→ **Stated goal**:
Pictures stay out of this copy, which runs from the first line of the material through the line containing "string; subject: string;".

→ **Source material**:

************

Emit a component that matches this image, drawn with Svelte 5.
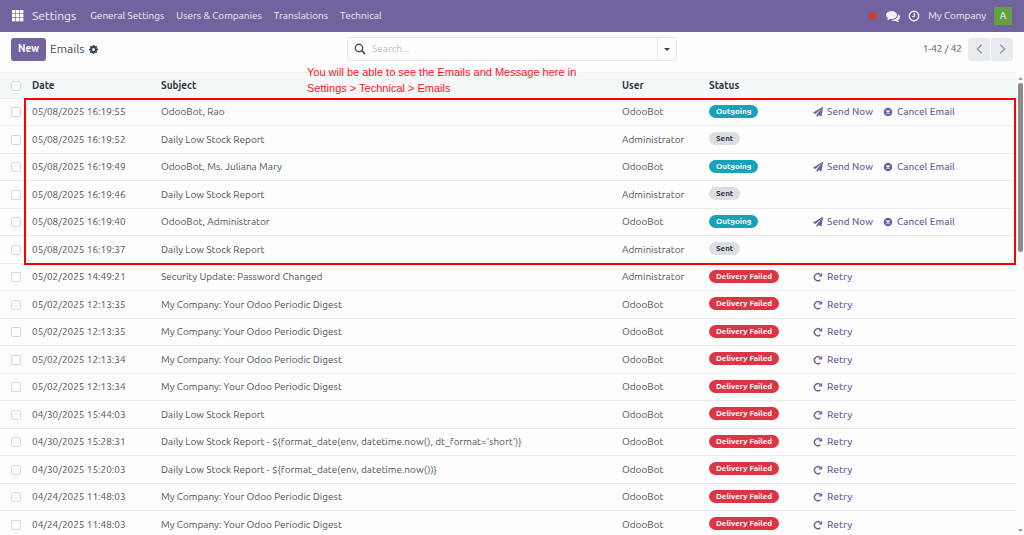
<script lang="ts">
	type Email = { date: string; subject: string; user: string; status: 'Outgoing' | 'Sent' | 'Delivery Failed' };

	const menus = ['General Settings', 'Users & Companies', 'Translations', 'Technical'];
	const digest = 'My Company: Your Odoo Periodic Digest';
	const stock = 'Daily Low Stock Report';
	const total = 42;

	const emails: Email[] = [
		{ date: '05/08/2025 16:19:55', subject: 'OdooBot, Rao', user: 'OdooBot', status: 'Outgoing' },
		{ date: '05/08/2025 16:19:52', subject: stock, user: 'Administrator', status: 'Sent' },
		{ date: '05/08/2025 16:19:49', subject: 'OdooBot, Ms. Juliana Mary', user: 'OdooBot', status: 'Outgoing' },
		{ date: '05/08/2025 16:19:46', subject: stock, user: 'Administrator', status: 'Sent' },
		{ date: '05/08/2025 16:19:40', subject: 'OdooBot, Administrator', user: 'OdooBot', status: 'Outgoing' },
		{ date: '05/08/2025 16:19:37', subject: stock, user: 'Administrator', status: 'Sent' },
		{ date: '05/02/2025 14:49:21', subject: 'Security Update: Password Changed', user: 'Administrator', status: 'Delivery Failed' },
		{ date: '05/02/2025 12:13:35', subject: digest, user: 'OdooBot', status: 'Delivery Failed' },
		{ date: '05/02/2025 12:13:35', subject: digest, user: 'OdooBot', status: 'Delivery Failed' },
		{ date: '05/02/2025 12:13:34', subject: digest, user: 'OdooBot', status: 'Delivery Failed' },
		{ date: '05/02/2025 12:13:34', subject: digest, user: 'OdooBot', status: 'Delivery Failed' },
		{ date: '04/30/2025 15:44:03', subject: stock, user: 'OdooBot', status: 'Delivery Failed' },
		{ date: '04/30/2025 15:28:31', subject: stock + " - ${format_date(env, datetime.now(), dt_format='short')}", user: 'OdooBot', status: 'Delivery Failed' },
		{ date: '04/30/2025 15:20:03', subject: stock + ' - ${format_date(env, datetime.now())}', user: 'OdooBot', status: 'Delivery Failed' },
		{ date: '04/24/2025 11:48:03', subject: digest, user: 'OdooBot', status: 'Delivery Failed' },
		{ date: '04/24/2025 11:48:03', subject: digest, user: 'OdooBot', status: 'Delivery Failed' }
	];

	const badgeClass = { Outgoing: 'info', Sent: 'muted', 'Delivery Failed': 'danger' };

	let selected = $state(emails.map(() => false));
	let allSelected = $derived(selected.every(Boolean));

	function toggleAll() {
		const next = !allSelected;
		selected = selected.map(() => next);
	}
</script>

<div class="page">
	<header class="navbar">
		<button class="apps" aria-label="Home menu">
			<svg viewBox="0 0 12 12" width="12" height="12">
				{#each [0, 4, 8] as y}
					{#each [0, 4, 8] as x}
						<rect {x} {y} width="3.4" height="3.4" fill="#fff" />
					{/each}
				{/each}
			</svg>
		</button>
		<a class="brand" href="#settings">Settings</a>
		<nav>
			{#each menus as menu}
				<a href="#menu">{menu}</a>
			{/each}
		</nav>
		<div class="systray">
			<span class="dot"></span>
			<button aria-label="Messages">
				<svg viewBox="0 0 1792 1792" width="14" height="14">
					<path fill="#f3f1f8" d="M1408 768q0 139-94 257t-256.500 186.500-353.500 68.500q-86 0-176-16-124 88-278 128-36 9-86 16h-3q-11 0-20.500-8t-11.500-21q-1-3-1-6.500t.5-6.500 2-6l2.500-5 3.500-5.500 4-5 4.500-5 4-4.500q5-6 23-25t26-29.500 22.500-29 25-38.500 20.500-44q-124-72-195-177t-71-224q0-139 94-257t256.500-186.500 353.500-68.500 353.500 68.500 256.500 186.500 94 257zm384 256q0 120-71 224.500t-195 176.500q10 24 20.500 44t25 38.500 22.500 29 26 29.500 23 25q1 1 4 4.500t4.500 5 4 5 3.500 5.500l2.500 5 2 6 .5 6.500-1 6.500q-3 14-13 22t-22 7q-50-7-86-16-154-40-278-128-90 16-176 16-271 0-472-132 58 4 88 4 161 0 309-45t264-129q125-92 192-212t67-254q0-77-23-152 129 71 204 178t75 230z" />
				</svg>
			</button>
			<button aria-label="Activities">
				<svg viewBox="0 0 12 12" width="12" height="12" fill="none" stroke="#f3f1f8">
					<circle cx="6" cy="6" r="4.700" stroke-width="1.500" />
					<path d="M6.300 3v3.500H4" stroke-width="1.200" />
				</svg>
			</button>
			<span>My Company</span>
			<button class="avatar">A</button>
		</div>
	</header>

	<div class="control">
		<div class="crumbs">
			<button class="new">New</button>
			<h1>Emails</h1>
			<button aria-label="Actions">
				<svg viewBox="0 0 1536 1536" width="9" height="9">
					<path fill="#374151" fill-rule="evenodd" d="M1024 768q0-106-75-181t-181-75-181 75-75 181 75 181 181 75 181-75 75-181zm512-109v222q0 12-8 23t-20 13l-185 28q-19 54-39 91 35 50 107 138 10 12 10 25t-9 23q-27 37-99 108t-94 71q-12 0-26-9l-138-108q-44 23-91 38-16 136-29 186-7 28-36 28H657q-14 0-24.500-8.500T621 1506l-28-184q-49-16-90-37l-141 107q-10 9-25 9-14 0-25-11-126-114-165-168-7-10-7-23 0-12 8-23 15-21 51-66.500t54-70.500q-27-50-41-99L29 913q-13-2-21-12.500T0 877V655q0-12 8-23t19-13l186-28q14-46 39-92-40-57-107-138-10-12-10-24 0-10 9-23 26-36 98.500-107.500T337 135q13 0 26 10l138 107q44-23 91-38 16-136 29-186 7-28 36-28h222q14 0 24.500 8.500T915 30l28 184q49 16 90 37l142-107q9-9 24-9 13 0 25 10 129 119 165 170 7 8 7 22 0 12-8 23-15 21-51 66.500t-54 70.500q26 50 41 98l183 28q13 2 21 12.500t8 23.500z" />
				</svg>
			</button>
		</div>
		<div class="search" role="search">
			<label for="query" aria-label="Search">
				<svg viewBox="0 0 12 12" width="12" height="12" fill="none" stroke="#4b525b">
					<circle cx="5" cy="5" r="3.700" stroke-width="1.400" />
					<path d="M7.700 7.700l3 3" stroke-width="1.700" stroke-linecap="round" />
				</svg>
			</label>
			<input id="query" type="text" placeholder="Search..." />
			<button aria-label="Toggle search panel">
				<svg viewBox="0 0 6 3" width="6" height="3"><path d="M0 0h6L3 3z" fill="#374151" /></svg>
			</button>
		</div>
		<div class="pager">
			<span>1-{total} / {total}</span>
			<div class="steps">
				<button aria-label="Previous">
					<svg viewBox="0 0 7 10" width="7" height="10"><path d="M5.800.8L1.300 5l4.500 4.200" /></svg>
				</button>
				<button aria-label="Next">
					<svg viewBox="0 0 7 10" width="7" height="10"><path d="M1.200.8L5.700 5 1.200 9.200" /></svg>
				</button>
			</div>
		</div>
	</div>

	<main>
		<div class="list">
			<table>
				<colgroup>
					<col class="c-select" />
					<col class="c-date" />
					<col />
					<col class="c-user" />
					<col class="c-status" />
					<col class="c-actions" />
				</colgroup>
				<thead>
					<tr>
						<th class="select"><input type="checkbox" aria-label="Select all" checked={allSelected} onchange={toggleAll} /></th>
						<th>Date</th>
						<th>Subject</th>
						<th>User</th>
						<th>Status</th>
						<th></th>
					</tr>
				</thead>
				<tbody>
					{#each emails as email, i}
						<tr>
							<td class="select"><input type="checkbox" aria-label="Select email" bind:checked={selected[i]} /></td>
							<td>{email.date}</td>
							<td>{email.subject}</td>
							<td>{email.user}</td>
							<td><span class="badge {badgeClass[email.status]}">{email.status}</span></td>
							<td>
								<div class="actions">
									{#if email.status === 'Outgoing'}
										<button>
											<svg viewBox="0 0 1792 1792" width="10" height="10">
												<path fill="currentColor" d="M1764 11q33 24 27 64l-256 1536q-5 29-32 45-14 8-31 8-11 0-24-5l-453-185-242 295q-18 23-49 23-13 0-22-4-19-7-30.500-23.500T640 1728v-349l864-1059-1069 925-395-162q-37-14-40-55-2-40 32-59L1696 9q15-9 32-9 20 0 36 11z" />
											</svg>
											Send Now
										</button>
										<button>
											<svg viewBox="0 0 10 10" width="10" height="10">
												<circle cx="5" cy="5" r="4.300" fill="currentColor" />
												<path d="M3.500 3.500l3 3M6.500 3.500l-3 3" stroke="#fff" stroke-width="1.400" />
											</svg>
											Cancel Email
										</button>
									{:else if email.status === 'Delivery Failed'}
										<button>
											<svg viewBox="0 0 10 10" width="10" height="10">
												<path d="M7.400 7.700A3.500 3.500 0 1 1 7.300 2.600" fill="none" stroke="currentColor" stroke-width="1.500" />
												<path d="M9.200.8v3.800H5.400z" fill="currentColor" />
											</svg>
											Retry
										</button>
									{/if}
								</div>
							</td>
						</tr>
					{/each}
				</tbody>
			</table>
			<p class="note">You will be able to see the Emails and Message here in<br />Settings &gt; Technical &gt; Emails</p>
			<div class="highlight"></div>
		</div>
		<div class="scrollbar">
			<svg viewBox="0 0 6 3" width="5" height="3"><path d="M0 3h6L3 0z" fill="#8a8a8a" /></svg>
			<div class="track"><div class="thumb" style="height: {(emails.length / total) * 100}%"></div></div>
			<svg viewBox="0 0 6 3" width="5" height="3"><path d="M0 0h6L3 3z" fill="#8a8a8a" /></svg>
		</div>
	</main>
</div>

<style>
	:global(body) {
		background: #fdfdfd;
	}

	.page {
		display: flex;
		flex-direction: column;
		height: 100vh;
		overflow: hidden;
		font: 10px/16px Ubuntu, 'Noto Sans', sans-serif;
		color: #4c535c;
	}

	button {
		display: flex;
		align-items: center;
		justify-content: center;
		padding: 0;
		border: 0;
		background: none;
		color: inherit;
		font: inherit;
	}

	a {
		color: inherit;
		text-decoration: none;
	}

	svg {
		display: block;
		flex: none;
	}

	.navbar {
		display: flex;
		align-items: center;
		flex: none;
		height: 32px;
		padding: 0 12px;
		background: #71639e;
		color: #f0eef6;
	}

	.brand {
		margin: 0 14px 0 8px;
		font-size: 12px;
	}

	nav {
		display: flex;
		gap: 12px;
	}

	.systray {
		display: flex;
		align-items: center;
		gap: 8px;
		margin-left: auto;
	}

	.dot {
		width: 8px;
		height: 8px;
		margin-right: 1px;
		border-radius: 50%;
		background: #d23f3a;
	}

	.avatar {
		width: 18px;
		height: 18px;
		border-radius: 2px;
		background: #65a043;
		color: #fff;
	}

	.control {
		display: grid;
		grid-template-columns: 1fr 330px 1fr;
		align-items: center;
		flex: none;
		height: 40px;
		padding: 0 11px;
	}

	.crumbs {
		display: flex;
		align-items: center;
		gap: 4px;
		padding-bottom: 6px;
	}

	.new {
		width: 35px;
		height: 23px;
		border-radius: 3px;
		background: #71639e;
		color: #fff;
		font-weight: 600;
	}

	h1 {
		margin: 0;
		font-size: 12px;
		font-weight: 400;
		color: #454b54;
	}

	.search {
		display: flex;
		align-items: center;
		box-sizing: border-box;
		height: 24px;
		margin-bottom: 6px;
		border: 1px solid #e4eaec;
		border-radius: 3px;
	}

	.search label {
		padding: 0 6px;
	}

	.search input {
		flex: 1;
		min-width: 0;
		padding: 0;
		border: 0;
		outline: 0;
		background: none;
		color: inherit;
		font: inherit;
	}

	.search input::placeholder {
		color: #bcc1c7;
	}

	.search button {
		align-self: stretch;
		width: 19px;
		border-left: 1px solid #e4eaec;
	}

	.pager {
		display: flex;
		align-items: center;
		justify-content: flex-end;
		gap: 6px;
		padding-bottom: 6px;
	}

	.steps {
		display: flex;
		gap: 1px;
	}

	.steps button {
		width: 22px;
		height: 23px;
		border-radius: 3px 0 0 3px;
		background: #e9ecef;
	}

	.steps button:last-child {
		border-radius: 0 3px 3px 0;
	}

	.steps path {
		fill: none;
		stroke: #8e9499;
		stroke-width: 1.3;
	}

	main {
		display: flex;
		flex: 1;
		min-height: 0;
	}

	.list {
		position: relative;
		flex: 1;
		min-width: 0;
	}

	table {
		width: 100%;
		border-collapse: separate;
		border-spacing: 0;
		table-layout: fixed;
	}

	.c-select {
		width: 27px;
	}

	.c-date {
		width: 129px;
	}

	.c-user {
		width: 87px;
	}

	.c-status {
		width: 104px;
	}

	.c-actions {
		width: 208px;
	}

	th,
	td {
		box-sizing: border-box;
		height: 27px;
		padding: 0 0 0 5px;
		border-bottom: 1px solid #e8ecef;
		text-align: left;
		white-space: nowrap;
	}

	tbody tr:nth-child(even) td {
		height: 28px;
	}

	th {
		border-top: 1px solid #edf1f2;
		background: #f4f8f8;
		color: #30363e;
		font-weight: 600;
	}

	.select {
		padding-left: 11px;
	}

	input[type='checkbox'] {
		display: block;
		appearance: none;
		box-sizing: border-box;
		width: 10px;
		height: 10px;
		margin: 0;
		border: 1px solid #d5d8dc;
		border-radius: 2px;
		background: #fff;
	}

	input[type='checkbox']:checked {
		background: #71639e;
	}

	.badge {
		display: block;
		width: fit-content;
		margin-bottom: 2px;
		padding: 0 7px;
		border-radius: 7px;
		font-size: 8px;
		font-weight: 700;
		line-height: 13px;
		color: #fff;
	}

	.info {
		background: #17a2b8;
	}

	.muted {
		background: #dbdfe4;
		color: #2b3036;
	}

	.danger {
		background: #dc3545;
	}

	.actions {
		display: flex;
		gap: 10px;
		color: #71639e;
		font-weight: 500;
	}

	.actions button {
		gap: 4px;
	}

	.note {
		position: absolute;
		top: -8px;
		left: 307px;
		margin: 0;
		color: #fb1414;
		font: 11px/16px 'Liberation Sans', Arial, sans-serif;
	}

	/* frames the six most recent emails */
	.highlight {
		position: absolute;
		top: 26px;
		left: 24px;
		right: 0;
		box-sizing: border-box;
		height: 167px;
		border: 2px solid #fe0000;
	}

	.scrollbar {
		display: flex;
		flex-direction: column;
		align-items: center;
		width: 8px;
		padding: 5px 0 3px;
	}

	.track {
		flex: 1;
		margin: 3px 0;
	}

	.thumb {
		width: 5px;
		border-radius: 3px;
		background: #8b8b8b;
	}
</style>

************

→ **Exercise solution**:
Emit a component that matches this image, drawn with Svelte 5.
<script lang="ts">
	type Email = { date: string; subject: string; user: string; status: 'Outgoing' | 'Sent' | 'Delivery Failed' };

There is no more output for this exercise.